La détente des marchés ne signifie pas que la crise est finie
L’amélioration récente des conditions de marché dans la zone euro résulte de plusieurs facteurs, y compris quelques signaux encourageants émanant de Berlin et les progrès réalisés par le gouvernement de Mario Monti en Italie.
La perspective d’un « événement de crédit » qui déclencherait le paiement des « credit-default swaps » sur la dette grecque est désormais anticipée par les marchés, sans panique. Mais les problèmes de fond restent non résolus. Même le facteur le plus positif de ces dernières semaines, le succès des opérations de liquidité à long terme de la Banque centrale européenne, n’est guère exempt de risques. Trois éléments apparaissent de plus en plus incontournables.
Premièrement, le cœur de la crise est la perte progressive du statut de référence des obligations souveraines des pays de la zone euro. Dans les économies développées, un actif souverain « sans risque » est la fondation sur laquelle se construit le reste du système financier. Mais dans la mesure où, après la Grèce, ces obligations sont désormais perçues comme porteuses d’un risque de crédit, la fondation se fissure et la défiance engloutit de plus en plus de segments de marché et de pays.

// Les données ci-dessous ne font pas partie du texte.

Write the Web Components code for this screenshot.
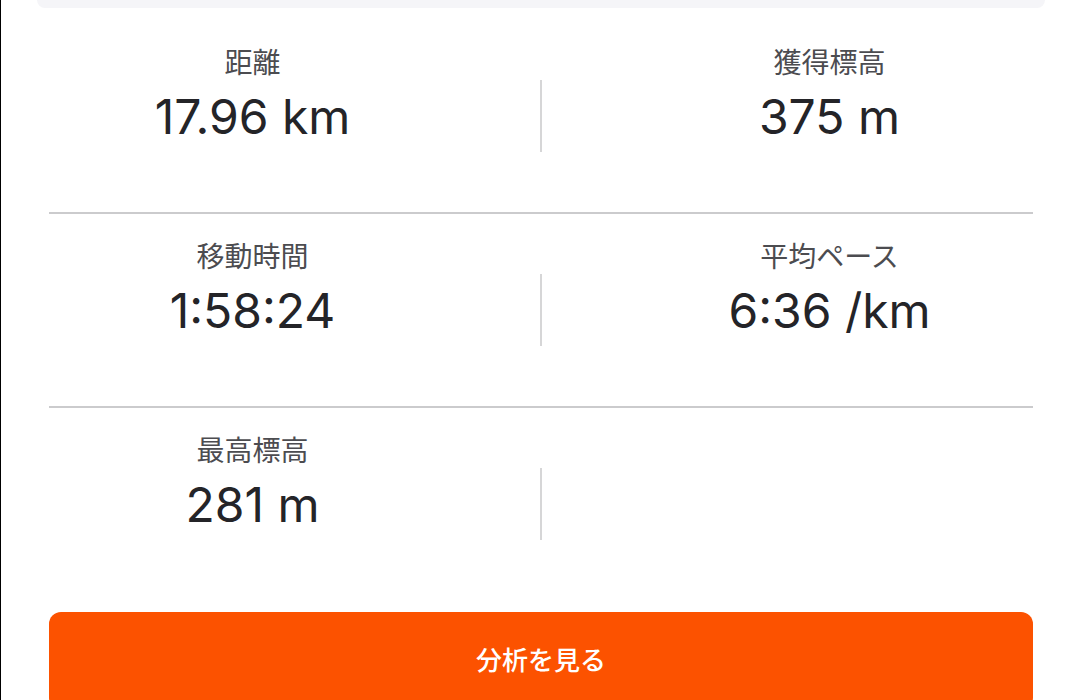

C’est ce qui explique la dégradation de la note française, et au train où vont les choses, même l’Allemagne n’est sans doute plus immune pour très longtemps. Pour briser cette spirale de défiance, il faudra créer un actif de référence sous forme d’obligations émises au niveau de la zone euro, soutenu soit par une garantie solidaire des États membres (« eurobonds »), soit par une compétence fiscale fédérale. La création du Mécanisme européen de stabilité (MES) est un petit pas dans cette direction, mais on est encore loin du but.
Deuxièmement, le risque souverain affecte les systèmes financiers nationaux d’une manière qui ne peut être traitée par les outils habituels de résolution des crises bancaires. C’est la raison pour laquelle le plan de recapitalisation annoncé fin octobre 2011, qui évalue les besoins en fonds propres sur la base des prix de marché très volatils des titres souverains, ne peut réussir à faire revenir la confiance. La triste vérité est que la fragilité du système bancaire ne peut être guérie tant que l’architecture budgétaire de la zone euro n’est pas d’abord remise d’aplomb. En attendant, la BCE n’a guère d’autre choix que de fournir sa liquidité à l’ensemble du système, au risque de soutenir des banques insolvables ou « zombies » et de prolonger une mauvaise allocation du crédit. C’est aussi la raison pour laquelle Mario Draghi s’est déclaré défavorable à de nouveaux « stress tests » en 2012.
Troisièmement, les clés de la résolution de la crise ne sont pas des montages innovants d’ingénierie financière, mais des avancées politiques et institutionnelles au niveau européen. La crise accroît les interdépendances politiques de fait, par-delà les frontières des Etats-Nations : la BCE a joué un rôle majeur dans le changement de gouvernement en Italie, la Grèce perd partiellement sa souveraineté économique, Mme Merkel devient un acteur à part entière de l’élection présidentielle française. Mais si les systèmes politiques nationaux perdent leur autonomie, les institutions européennes demeurent trop faibles et insuffisamment démocratiques pour prendre leur place comme lieu de la décision. Elles manquent à la fois de capacité de décision exécutive et de capacité à représenter les citoyens, et des avancées majeures sont nécessaires sur ces deux dimensions qui se renforcent mutuellement. Un bon point de départ serait une représentation égalitaire des électeurs de l’Union au Parlement européen (où les grands pays sont actuellement sous-représentés), comme l’a suggéré à juste titre la Cour constitutionnelle allemande en 2009. Les modifications correspondantes des traités comportent des risques considérables, mais il n’y a guère d’autre option pour assurer la pérennité de l’euro.
Ces défis sont reflétés sur le front grec. La sortie de l’euro provoquerait une contagion désastreuse, mais le système politique grec ne parvient pas à réaliser tout seul l’ajustement nécessaire. Pour rester dans la zone euro, comme la plupart des Grecs semblent le souhaiter, un abandon important de souveraineté économique doit être consenti. Mais ceci n’est possible que si le transfert se fait au bénéfice d’une entité démocratique dans laquelle les citoyens grecs sont parties prenantes.
Le statu quo, même avec le Mécanisme européen de stabilité (MES) et le pacte budgétaire, est intrinsèquement instable. L’accalmie du marché doit être utilisée pour préparer de nouvelles étapes. Sinon, ce sera une nouvelle occasion manquée, avec un prix de plus en plus lourd à payer pour le temps perdu.